In contrast, when I returned to Boston and attended the World Series on Saturday, it was a much different scene both inside and outside of Fenway Park. Instead of a constant police presence throughout the stadium, the police huddled in clusters at the entrances to the stands, seemingly waiting for a problem to erupt so they could react to it. Outside on Lansdowne Street after the conclusion of the Red Sox’s thrilling 11-9 victory over the Cardinals, the police that I saw were decked out in full riot gear with masks, shields and batons in full view. My friend needed to use the ATM after the game, which was located behind a full line of police officers in riot gear in Kenmore Square. He asked if the ATM was available, to which he got a muffled, “get the hell out of here, kid.”
I realize that all of the evidence I have presented here is anecdotal. But at a certain point, the attitude of the police officers around the stadium after a sporting event will have an effect on the attitude of the revelers. At Yankee Stadium, the police officers that I encountered calmly acted as if they were in total control of the situation. With cops and undercover officers throughout the stadium, the NYPD took a proactive response to the possibility of drunken escapades.
In a report in the Boston Globe on Oct. 23, two officers stated that the weapons which were used to kill Victoria Snelgrove had only been purchased for the Democratic National Convention this summer and that they had never been used outside of training. In addition, one anonymous officer stated that only a “handful” of the officers in the riot control unit had even been trained to use the weapons.
Yet in the immediate aftermath of the horrible tragedy, Boston mayor Thomas Menino seemed to blame the fans rather than the poor use of the projectile weapons when he threatened to close liquor sales in all bars around Fenway Park during the World Series. To their credit, the mayor and the Boston Police administration later backed off of those threats and also promised a full investigation into any wrongdoing surrounding Snelgrove’s death.

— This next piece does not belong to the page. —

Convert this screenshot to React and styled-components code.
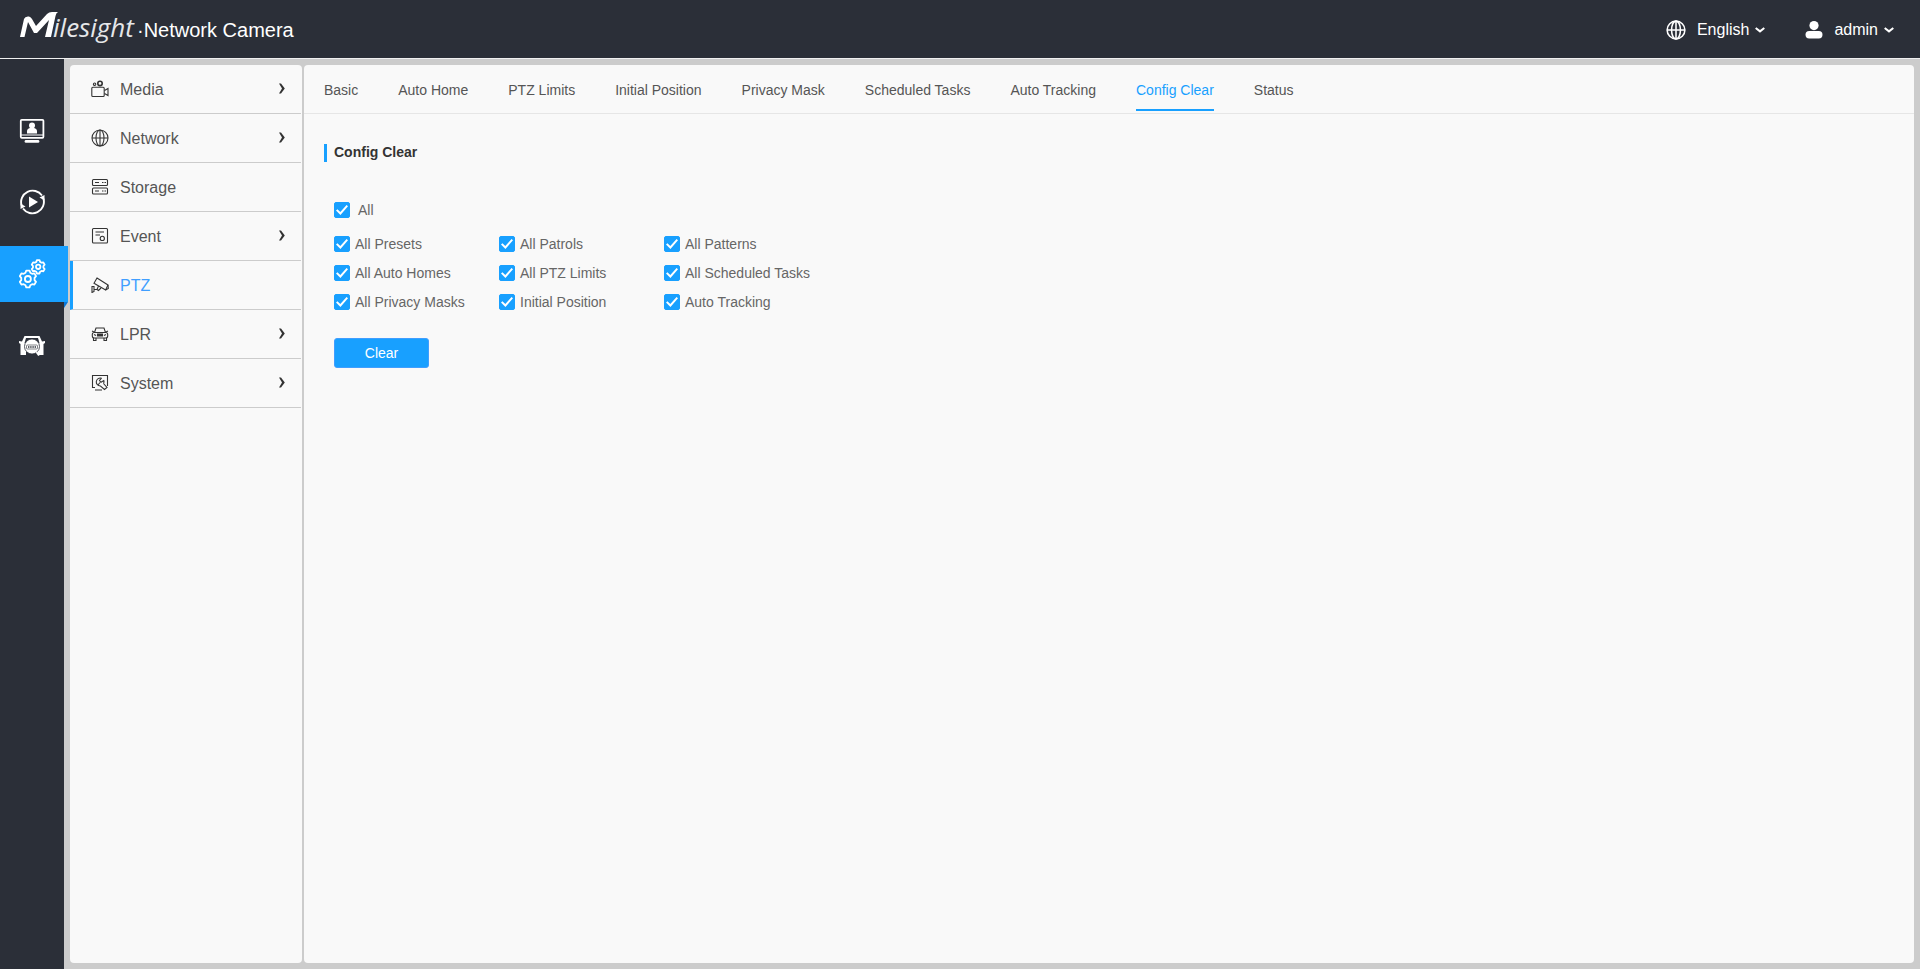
import { useState } from "react";
import styled, { createGlobalStyle } from "styled-components";

const tabs = [
    "Basic",
    "Auto Home",
    "PTZ Limits",
    "Initial Position",
    "Privacy Mask",
    "Scheduled Tasks",
    "Auto Tracking",
    "Config Clear",
    "Status",
];

const options = [
    "All Presets",
    "All Patrols",
    "All Patterns",
    "All Auto Homes",
    "All PTZ Limits",
    "All Scheduled Tasks",
    "All Privacy Masks",
    "Initial Position",
    "Auto Tracking",
];

const Logo = () => (
    <LogoMark viewBox="0 0 116 36" role="img" aria-label="Milesight">
        <path d="M0 25L4 7Q5 4 9 4.5Q11 5 12 7L16 14L27 2Q29 0 32 0H38Q36 1 35.5 4L31 25H25L29 8L17 21H14L8 10L4.5 25Z" fill="#fff" />
        <text x="33" y="25" fontSize="26" fontStyle="italic" fill="#e6e7e9">ilesight</text>
    </LogoMark>
);

const GlobeIcon = ({ size, width = 1 }) => (
    <svg width={size} height={size} viewBox="0 0 18 18" fill="none" stroke="currentColor" strokeWidth={width}>
        <circle cx="9" cy="9" r="8" />
        <ellipse cx="9" cy="9" rx="4" ry="8" />
        <path d="M1 9H17M9 1V17" />
    </svg>
);

const UserIcon = () => (
    <svg width="18" height="18" viewBox="0 0 18 18" fill="currentColor">
        <circle cx="9" cy="4.6" r="4.6" />
        <rect x="0.5" y="10" width="17" height="7.5" rx="3.7" />
    </svg>
);

const Caret = () => (
    <svg width="10" height="6" viewBox="0 0 10 6" fill="none" stroke="currentColor" strokeWidth="2">
        <path d="M0.7 1L5 4.4L9.3 1" />
    </svg>
);

const Arrow = () => (
    <svg width="6" height="12" viewBox="0 0 6 12" fill="#333">
        <path d="M0 0.5H2L5.8 5.5L2 10.5H0L3 5.5Z" />
    </svg>
);

const LiveIcon = () => (
    <svg width="26" height="26" viewBox="0 0 26 26" fill="none" stroke="#fff">
        <rect x="1.8" y="2.8" width="22.6" height="18" rx="1" strokeWidth="1.8" />
        <path d="M2 18H24.5" strokeWidth="1" />
        <path d="M7 24.4H19" strokeWidth="2.8" strokeLinecap="round" />
        <circle cx="13" cy="8.6" r="3" fill="#fff" stroke="none" />
        <path d="M8 16.5V14Q8 11 13 10.5Q18 11 18 14V16.5Z" fill="#fff" stroke="none" />
    </svg>
);

const PlaybackIcon = () => (
    <svg width="27" height="26" viewBox="0 0 27 26" fill="none" stroke="#fff" strokeWidth="1.9">
        <path d="M2.6 16.5A11.5 11.5 0 0 1 23 6.5" />
        <path d="M24.4 9.5A11.5 11.5 0 0 1 4 19.5" />
        <path d="M20.5 8.5L25.5 11.5V6Z" fill="#fff" stroke="none" />
        <path d="M6.5 17.5L1.5 14.5V20Z" fill="#fff" stroke="none" />
        <path d="M10 7.5V18.5L19 13Z" fill="#fff" stroke="none" />
    </svg>
);

// six teeth, one of them pointing straight up
const gearPath = (radius) => {
    const points = [];
    for (let tooth = 0; tooth < 6; tooth++) {
        [[-21, 0.78], [-11, 1], [11, 1], [21, 0.78]].forEach(([shift, scale]) => {
            const angle = ((tooth * 60 - 90 + shift) * Math.PI) / 180;
            const x = Math.cos(angle) * radius * scale;
            const y = Math.sin(angle) * radius * scale;
            points.push(`${x.toFixed(2)} ${y.toFixed(2)}`);
        });
    }
    return `M${points.join("L")}Z`;
};

const SettingsIcon = () => (
    <svg width="28" height="30" viewBox="0 0 28 30" fill="none" stroke="#fff" strokeWidth="1.8" strokeLinejoin="round">
        <path d={gearPath(8.6)} transform="translate(8.9 20)" />
        <circle cx="8.9" cy="20" r="3" />
        <path d={gearPath(6.8)} transform="translate(19.2 7.8)" fill="#18a0ff" />
        <circle cx="19.2" cy="7.8" r="2.2" />
    </svg>
);

const PlateIcon = () => (
    <svg width="26" height="22" viewBox="0 0 26 22" fill="none">
        <path d="M5.5 1H20.5L23 6.5L26 6V8L24.5 9V20H19V17H7V20H1.5V9L0 8V6L3 6.5Z" fill="#fff" />
        <path d="M7 3H19L20.5 8H5.5Z" fill="#2b2f38" />
        <circle cx="13" cy="11.5" r="7.5" fill="#fff" stroke="#2b2f38" strokeWidth="0.8" />
        <rect x="7.5" y="10" width="11" height="4" rx="1" stroke="#2b2f38" strokeWidth="0.6" />
        <path d="M9 12H17" stroke="#2b2f38" strokeWidth="1.4" strokeDasharray="1.4 0.8" />
        <path d="M17.5 17L20 20.5" stroke="#fff" strokeWidth="2" />
    </svg>
);

const MediaIcon = () => (
    <MenuSvg>
        <rect x="0.8" y="7.3" width="12.4" height="9.2" rx="1" />
        <path d="M13.5 10.5L17 8.5V15.5L13.5 13.5" />
        <circle cx="9" cy="3.4" r="2.2" strokeWidth="1.6" />
        <circle cx="3.6" cy="4.2" r="1.2" />
    </MenuSvg>
);

const StorageIcon = () => (
    <MenuSvg>
        <rect x="1.5" y="1.5" width="15" height="6" rx="1" />
        <rect x="1.5" y="10" width="15" height="6" rx="1" />
        <path d="M4 4.5H8M11 4.5H12.5M13.5 4.5H15M4 13H8M11 13H12.5M13.5 13H15" />
    </MenuSvg>
);

const EventIcon = () => (
    <MenuSvg>
        <rect x="1.5" y="1.5" width="15" height="14.5" rx="1" />
        <path d="M4.5 5H13M4.5 8H9" />
        <circle cx="11.3" cy="11.4" r="2.1" />
    </MenuSvg>
);

const PtzIcon = () => (
    <MenuSvg>
        <path d="M6 2L17 9L14.6 14L3 7.2Z" />
        <path d="M17 9L17.3 12.5L14.6 14" />
        <path d="M1 10V17M1 10.5H3V15.5L1 16.5M3.5 13.5H6L7.5 10M6 13.5L7.5 14.5L10 12" />
    </MenuSvg>
);

const LprIcon = () => (
    <MenuSvg>
        <path d="M3.5 7.5L5 3H13L14.5 7.5M1 6L3 7M17 6L15 7" />
        <rect x="1.3" y="7.5" width="15.4" height="5.5" rx="2" />
        <path d="M2.5 13V15.5H5V13M13 13V15.5H15.5V13M3 9.5L5 10.5M15 9.5L13 10.5" />
        <path d="M6.5 9H11.5V11H6.5Z" fill="#333" />
    </MenuSvg>
);

const SystemIcon = () => (
    <MenuSvg>
        <path d="M4 13.5H1.5V1.5H16.5V12M4 16H11" />
        <path d="M10.5 4.2A4 4 0 1 0 9.5 12L13.5 15.5L16 13.5L12.5 9.5" />
        <path d="M10.5 4.2L8.5 6.5L10 8.3L12.8 6.5Q13.4 8 12.5 9.5M7 11L9 8.5" />
    </MenuSvg>
);

const menu = [
    { name: "Media", icon: <MediaIcon />, more: true },
    { name: "Network", icon: <GlobeIcon size={18} width={1.1} />, more: true },
    { name: "Storage", icon: <StorageIcon /> },
    { name: "Event", icon: <EventIcon />, more: true },
    { name: "PTZ", icon: <PtzIcon />, active: true },
    { name: "LPR", icon: <LprIcon />, more: true },
    { name: "System", icon: <SystemIcon />, more: true },
];

const rail = [
    { name: "Live view", icon: <LiveIcon /> },
    { name: "Playback", icon: <PlaybackIcon /> },
    { name: "Settings", icon: <SettingsIcon />, active: true },
    { name: "License plates", icon: <PlateIcon /> },
];

const App = () => {
    const [checked, setChecked] = useState(options.map(() => true));
    const allChecked = checked.every(Boolean);

    const toggle = (index) => setChecked(checked.map((value, i) => (i === index ? !value : value)));
    const toggleAll = () => setChecked(options.map(() => !allChecked));

    return (
        <Page>
            <GlobalStyle />
            <Header>
                <Brand>
                    <Logo />
                    <span>·Network Camera</span>
                </Brand>
                <Account>
                    <AccountButton>
                        <GlobeIcon size={20} width={1.4} />
                        <span>English</span>
                        <Caret />
                    </AccountButton>
                    <AccountButton>
                        <UserIcon />
                        <span>admin</span>
                        <Caret />
                    </AccountButton>
                </Account>
            </Header>
            <Body>
                <Rail>
                    {rail.map((item) => (
                        <RailLink key={item.name} href="#" aria-label={item.name} $active={item.active}>
                            {item.icon}
                        </RailLink>
                    ))}
                </Rail>
                <Panels>
                    <Menu>
                        {menu.map((item) => (
                            <MenuLink key={item.name} href="#" $active={item.active}>
                                <MenuIcon>{item.icon}</MenuIcon>
                                <span>{item.name}</span>
                                {item.more && <Arrow />}
                            </MenuLink>
                        ))}
                    </Menu>
                    <Content>
                        <Tabs>
                            {tabs.map((tab) => (
                                <Tab key={tab} href="#" $active={tab === "Config Clear"}>{tab}</Tab>
                            ))}
                        </Tabs>
                        <Section>
                            <Title>Config Clear</Title>
                            <Form>
                                <CheckLabel $gap={8}>
                                    <Checkbox checked={allChecked} onChange={toggleAll} />
                                    All
                                </CheckLabel>
                                <Options>
                                    {options.map((option, index) => (
                                        <CheckLabel key={option} $gap={5}>
                                            <Checkbox checked={checked[index]} onChange={() => toggle(index)} />
                                            {option}
                                        </CheckLabel>
                                    ))}
                                </Options>
                                <ClearButton>Clear</ClearButton>
                            </Form>
                        </Section>
                    </Content>
                </Panels>
            </Body>
        </Page>
    );
};

const GlobalStyle = createGlobalStyle`
    * {
        box-sizing: border-box;
    }

    body {
        margin: 0;
        font-family: "Liberation Sans", Arial, sans-serif;
        font-size: 14px;
        color: #555;
    }

    a {
        color: inherit;
        text-decoration: none;
    }

    button, input {
        font: inherit;
    }

    svg {
        flex-shrink: 0;
    }
`;

const Page = styled.div`
    min-height: 100vh;
    display: flex;
    flex-direction: column;
    background: #ccc;
`;

const Header = styled.header`
    height: 59px;
    display: flex;
    align-items: center;
    justify-content: space-between;
    padding: 2px 26px 0 20px;
    background: #2b2f38;
    border-bottom: 1px solid #f0f0f0;
    color: #fff;
`;

const Brand = styled.div`
    display: flex;
    align-items: center;
    gap: 1px;
    font-size: 20px;
`;

const LogoMark = styled.svg`
    width: 116px;
    height: 36px;
    overflow: visible;
    font-family: "Open Sans", sans-serif;
`;

const Account = styled.div`
    display: flex;
    gap: 40px;
`;

const AccountButton = styled.button`
    display: flex;
    align-items: center;
    padding: 0;
    border: none;
    background: none;
    color: #fff;
    font-size: 16px;
    cursor: pointer;

    span {
        margin: 0 6px 0 11px;
    }
`;

const Body = styled.div`
    flex: 1;
    display: flex;
`;

const Rail = styled.nav`
    width: 64px;
    display: flex;
    flex-direction: column;
    gap: 16px;
    padding-top: 43px;
    background: #2b2f38;
`;

const RailLink = styled.a`
    position: relative;
    width: ${(props) => (props.$active ? "68px" : "64px")};
    height: 56px;
    display: flex;
    align-items: center;
    padding-left: 19px;
    background: ${(props) => (props.$active ? "#18a0ff" : "none")};

    &::after {
        content: "";
        display: ${(props) => (props.$active ? "block" : "none")};
        position: absolute;
        top: 100%;
        right: 0;
        border-top: 6px solid #0a78d8;
        border-right: 4px solid transparent;
    }
`;

const Panels = styled.div`
    flex: 1;
    display: flex;
    gap: 2px;
    padding: 6px;
`;

const Menu = styled.nav`
    width: 232px;
    padding-right: 1px;
    background: #f9f9f9;
    border-radius: 4px;
`;

const MenuLink = styled.a`
    height: 49px;
    display: flex;
    align-items: center;
    padding: 0 16px 0 ${(props) => (props.$active ? "18px" : "21px")};
    border-bottom: 1px solid #ccc;
    border-left: ${(props) => (props.$active ? "3px solid #18a0ff" : "none")};
    color: ${(props) => (props.$active ? "#409eff" : "#555")};
    font-size: 16px;

    & > span {
        flex: 1;
        margin-left: 11px;
        padding-top: 2px;
        line-height: 20px;
    }
`;

const MenuIcon = styled.div`
    width: 18px;
    display: flex;
    color: #333;
`;

const MenuSvg = styled.svg.attrs({ viewBox: "0 0 18 18" })`
    width: 18px;
    height: 18px;
    fill: none;
    stroke: #333;
    stroke-width: 1.1;
`;

const Content = styled.main`
    flex: 1;
    background: #f9f9f9;
    border-radius: 4px;
`;

const Tabs = styled.nav`
    height: 49px;
    display: flex;
    gap: 40px;
    padding: 0 20px;
    border-bottom: 1px solid #e6e6e6;
`;

const Tab = styled.a`
    height: 46px;
    padding-top: 4px;
    line-height: 42px;
    border-bottom: 2px solid ${(props) => (props.$active ? "#18a0ff" : "transparent")};
    color: ${(props) => (props.$active ? "#18a0ff" : "#555")};
`;

const Section = styled.section`
    padding: 30px 20px;
`;

const Title = styled.h2`
    margin: 0;
    padding: 0 0 2px 7px;
    border-left: 3px solid #18a0ff;
    color: #333;
    font-size: 14px;
    line-height: 16px;
`;

const Form = styled.div`
    padding: 40px 10px 0;
`;

const CheckLabel = styled.label`
    width: max-content;
    display: flex;
    align-items: center;
    gap: ${(props) => props.$gap}px;
    line-height: 16px;
    color: #666;
`;

const Checkbox = styled.input.attrs({ type: "checkbox" })`
    appearance: none;
    width: 16px;
    height: 16px;
    margin: 0;
    display: grid;
    place-items: center;
    border: 1px solid #18a0ff;
    border-radius: 2px;
    background: #fff;

    &:checked {
        background: #18a0ff;
    }

    &:checked::before {
        content: "";
        width: 12px;
        height: 10px;
        background: #fff;
        clip-path: polygon(0 56%, 12% 42%, 36% 70%, 88% 0, 100% 12%, 37% 100%);
    }
`;

const Options = styled.div`
    display: grid;
    grid-template-columns: repeat(3, 165px);
    row-gap: 13px;
    padding: 18px 0 28px;
`;

const ClearButton = styled.button`
    width: 95px;
    height: 30px;
    border: 1px solid #409eff;
    border-radius: 3px;
    background: #18a0ff;
    color: #fff;
    cursor: pointer;
`;

export default App;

Still, Menino’s proclamation probably struck a chord with many Harvard students who have been reading reports with trepidation about the planning for this year’s Harvard-Yale game. For those who haven’t been keeping up, Boston police have decided to take a much harder stance on underage drinking at the tailgates this year than in years past. The Crimson reported earlier this month that Boston Police Captain William Evans wants to drastically curb public underage drinking at tailgates both at Boston College and Harvard.
This seems to me analogous to the situation surrounding Victoria Snelgrove’s horrible death. Instead of trying to be proactive and control the crowd by employing undercover officers and a universal police presence, the Boston Police sat back in riot gear and waited for things to get out of control before using a dangerous projectile gun by officers that may have been untrained to use one. In response, Menino blamed alcohol and tried to take the paternalistic response of cutting off drinking altogether.
For Harvard-Yale, instead of having college administrators and Harvard police officers throughout the crowd at this year’s tailgate—as seemed to be the case last year at Yale—Boston police have proposed not allowing kegs at all. They seem to be trying to abscond themselves of all liability in the case that a drinking-related tragedy does occur.
But in my opinion they are making students less safe by indirectly encouraging freshmen and other underage students to binge drink on hard alcohol alone in their rooms before coming to the tailgates rather than drinking beer more responsibly and in the view of HUPD officers, adults and other students, who would be able to spot individuals who could be in trouble.
Students are going to drink for Harvard-Yale. It’s a foregone conclusion. Rather than reacting to past drinking tragedies by trying to outlaw drinking totally for all underage students, the police and the University should be proactive and focus more on the prevention of a possible tragedy through education and outreach about binge drinking.
Because that’s what this is all about, isn’t it—preventing a tragedy beforehand, not reacting badly to it afterwards. If Victoria Snelgrove can’t teach us that, who can?